Há, portanto, uma série de mecanismos à disposição do cidadão brasileiro, para fazer valer os seus direitos humanos.

Por fim, além de mecanismos mais conflitivos, como, por exemplo, ajuizar uma ação e fazer valer pela força estatal um certo direito, a ideia é criar uma cultura de respeito à dignidade humana, o que se faz por meio da educação em direitos humanos, que visa evitar a violação e não simplesmente puni-la depois que ela ocorre.

 

  1. Conclusão

Com este breve texto, esperamos ter contribuído para alargar a visão do leitor sobre o fenômeno dos direitos humanos, desfazendo alguns mitos e demonstrando que se trata de uma expressão que indica direitos muito amplos, pertencentes a todos, não somente a alguns, e que têm como objetivo não apenas resguardar alguns bens contra a ação estatal – o que já é, em si, grande conquista histórica -, mas exigir desse mesmo Estado que assegure condições mínimas de vida aos cidadãos e residentes no seu território.

Há problemas na própria linguagem dos direitos humanos e na sua implementação? Certamente. Alguns apontam que tais direitos, sem a ênfase correspondente em deveres recíprocos e no princípio da fraternidade – previsto, aliás, na própria Declaração de 1948, podem adquirir um caráter individualista e corrosivo do bem comum. Trata-se, nesse caso, de uma crítica mais bem fundamentada, não uma crítica baseada no senso comum ou preconceitos particulares. Uma crítica desse tipo com certeza pode ser feita e é, ou deveria ser, muito bem vinda, para que os direitos humanos e sua aplicação sejam aperfeiçoados, até mesmo porque o próprio sistema internacional oferece ferramentas para combater esses problemas.
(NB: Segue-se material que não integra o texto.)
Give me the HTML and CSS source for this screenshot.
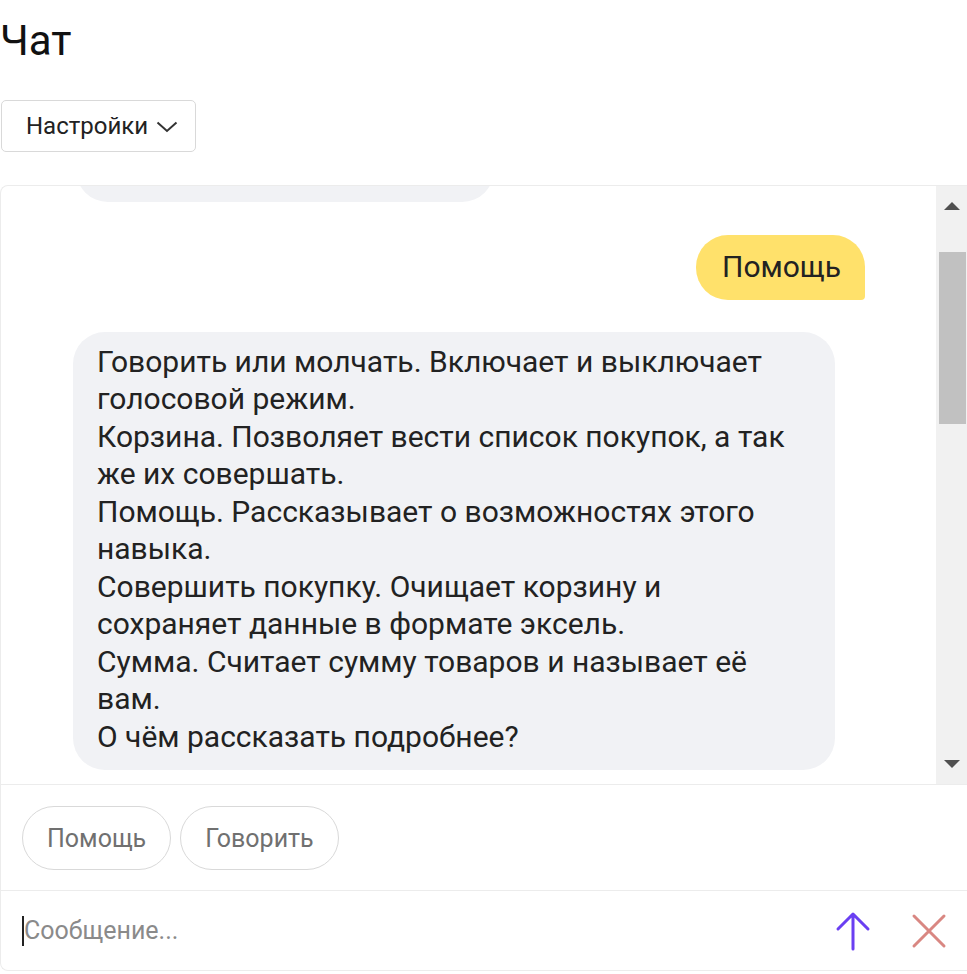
FILE: index.html
```html
<!DOCTYPE html>
<html lang="ru">
<head>
<meta charset="utf-8">
<title>Чат</title>
<link rel="stylesheet" href="styles.css">
</head>
<body>
<h1 class="title">Чат</h1>
<button class="settings">Настройки<svg class="chev" width="22" height="12" viewBox="0 0 22 12"><path d="M1.5 1.5 L11 10 L20.5 1.5" fill="none" stroke="#333" stroke-width="2"/></svg></button>
<div class="chat">
  <div class="messages">
    <div class="feed">
      <div class="msg bot partial"></div>
      <div class="msg user">Помощь</div>
      <div class="msg bot">Говорить или молчать. Включает и выключает голосовой режим.<br>Корзина. Позволяет вести список покупок, а так же их совершать.<br>Помощь. Рассказывает о возможностях этого навыка.<br>Совершить покупку. Очищает корзину и сохраняет данные в формате эксель.<br>Сумма. Считает сумму товаров и называет её вам.<br>О чём рассказать подробнее?</div>
    </div>
    <div class="scrollbar">
      <div class="sb-btn"><span class="tri up"></span></div>
      <div class="sb-track"><div class="sb-thumb"></div></div>
      <div class="sb-btn"><span class="tri down"></span></div>
    </div>
  </div>
  <div class="suggests">
    <button class="suggest">Помощь</button>
    <button class="suggest">Говорить</button>
  </div>
  <div class="composer">
    <div class="input"><span class="caret"></span><span class="placeholder">Сообщение...</span></div>
    <button class="icon-btn send" aria-label="Отправить"><svg width="36" height="40" viewBox="0 0 36 40"><path d="M18 38 V4 M3 18 L18 3 L33 18" fill="none" stroke="#6a3ff2" stroke-width="3" stroke-linecap="round" stroke-linejoin="round"/></svg></button>
    <button class="icon-btn close" aria-label="Закрыть"><svg width="36" height="36" viewBox="0 0 36 36"><path d="M3 3 L33 33 M33 3 L3 33" fill="none" stroke="#d98782" stroke-width="3" stroke-linecap="round"/></svg></button>
  </div>
</div>
</body>
</html>
```
FILE: styles.css
```css
* { box-sizing: border-box; }
html, body { margin: 0; padding: 0; background: #fff; }
body {
  font-family: Roboto, "Noto Sans", "Liberation Sans", sans-serif;
  color: #222;
  width: 967px;
  overflow: hidden;
}
.title {
  margin: 0;
  padding: 12px 0 0 0;
  font-size: 42px;
  font-weight: 400;
  line-height: 58px;
  color: #111;
  height: 100px;
}
.settings {
  display: flex;
  align-items: center;
  gap: 8px;
  margin-left: 1px;
  height: 52px;
  width: 195px;
  padding: 0 0 0 24px;
  border: 1px solid #d9d9d9;
  border-radius: 5px;
  background: #fff;
  font-family: inherit;
  font-size: 24px;
  color: #222;
}
.chev { margin-top: 2px; }
.chat {
  margin-top: 33px;
  border: 1px solid #ececec;
  border-right: none;
  border-radius: 8px 0 0 8px;
  height: 786px;
  display: flex;
  flex-direction: column;
}
.messages {
  display: flex;
  height: 599px;
  border-bottom: 1px solid #ececec;
}
.feed {
  flex: 1;
  overflow: hidden;
  padding: 0 71px 14px 72px;
  display: flex;
  flex-direction: column;
}
.msg {
  font-size: 30px;
  line-height: 37.5px;
  border-radius: 32px;
}
.bot {
  background: #f1f2f5;
  align-self: flex-start;
  padding: 11px 30px 13px 24px;
  width: 762px;
  height: 439px;
  margin-top: 32px;
  color: #222;
}
.partial {
  width: 418px;
  height: 80px;
  margin-top: -64px;
  margin-left: 3px;
  padding: 0;
}
.user {
  align-self: flex-end;
  background: #ffe16b;
  border-radius: 32px 32px 4px 32px;
  padding: 13px 24px 14px 26px;
  height: 65px;
  margin-top: 33px;
}
.scrollbar {
  width: 31px;
  background: #f1f1f1;
  display: flex;
  flex-direction: column;
}
.sb-btn {
  height: 40px;
  display: flex;
  align-items: center;
  justify-content: center;
}
.tri { width: 0; height: 0; border-left: 8px solid transparent; border-right: 8px solid transparent; }
.tri.up { border-bottom: 8px solid #505050; }
.tri.down { border-top: 8px solid #505050; }
.sb-track { flex: 1; padding: 26px 1px 0 3px; }
.sb-thumb { height: 172px; background: #c1c1c1; }
.suggests {
  display: flex;
  gap: 9px;
  padding: 21px 21px 0 21px;
  height: 106px;
  border-bottom: 1px solid #ececec;
}
.suggest {
  height: 64px;
  padding: 0 24px;
  border: 1px solid #d9d9d9;
  border-radius: 32px;
  background: #fff;
  font-family: inherit;
  font-size: 25px;
  color: #707070;
}
.composer {
  flex: 1;
  display: flex;
  align-items: center;
  padding: 0 20px 0 21px;
}
.input {
  flex: 1;
  display: flex;
  align-items: center;
  font-size: 25px;
  color: #8a8a8a;
}
.caret { width: 2px; height: 30px; background: #222; }
.icon-btn {
  border: none;
  background: none;
  padding: 0;
  display: flex;
  align-items: center;
  justify-content: center;
}
.send { width: 36px; height: 44px; margin-right: 40px; }
.close { width: 36px; height: 36px; }
```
Em suma, não é porque os direitos humanos, em sua formulação ou aplicação, apresentam alguns problemas, que se vai rejeitar a ideia como um todo. Afinal, trata-se de uma conquista civilizatória, que não é nem de esquerda nem de direita – para fazer referência a uma angústia cada vez mais comum em nosso país – e que importa a todos, sem distinção.